Coming in the fall of 2026...
Sara! Sara!
A performative workshop

A performative workshop, produced in cooperation with Theatre Company Jerusalem
A collaborative creation by Gabriella Lev and Yael Valier
Performers/facilitators: Gabriella Lev, Yael Valier, Daniel Fox
Join us to learn and discover the midrashim--the interpretive texts and tales--about Sara, and her reaction on hearing about her husband Abraham's almost-sacrifice of their son, Isaac. We will learn these texts and explore them through discussion, performance, and music. (Have no fear; audience members are invited to discuss but not expected to perform!)
The workshop is suited for preparation before and reflection during the Chagim/High Holy Days. Hebrew texts will be translated to English.
The workshop is 1.5 hours long. A portable 3-hour program designed for learning groups interested in a deeper textual investment and exploration is available. Contact Yael@TheaterAndTheology.com for details.
Coming in early 2027...
Who Was Bruriah?
Who Are We?
An exploration of collective memory

An exploration of collective memory, produced in cooperation with Theatre Company Jerusalem
A collaborative creation by Gabriella Lev and Yael Valier
Lighting design, set creation, and specialty props by John Krug
The Talmud and commentator Rashi tell tales about Bruriah, a great scholar and...a woman. On closer examination of the stories, though, it's not clear what actually happened, what might have happened, and what almost certainly didn't happen. But does it matter? Why do we, as a nation, remember things as we do? What events, historical or otherwise, make it into our collective memory and why? And what, if anything, should we do about it?

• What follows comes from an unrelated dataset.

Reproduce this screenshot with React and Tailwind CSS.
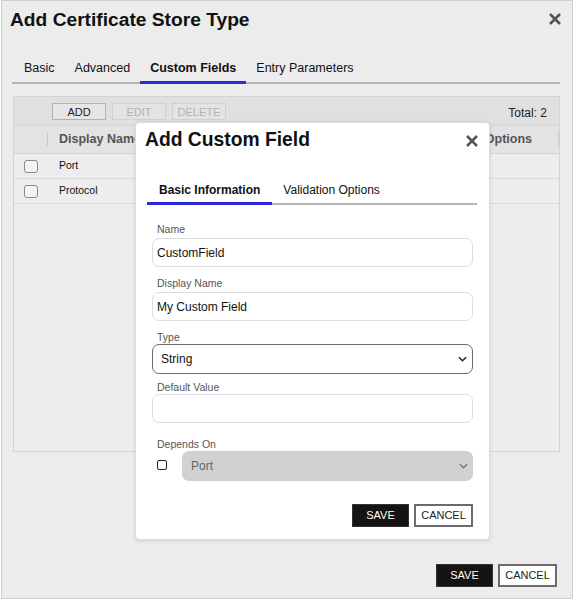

In performance, we explore these questions through the pastiche of events and stories about Bruriah that shape our conception of her today. And we try to draw lessons that might be useful for our conception of the Jewish State today and in the future.
Theatre Company Jerusalem was the first company to explore Aggadeta (Talmudic interpretive tales) on stage. Who was Bruriah? is created in celebration of the 40th anniversary of TCJ's founding, and of the 3,500th anniversary of Jewish collective self-conception and memory.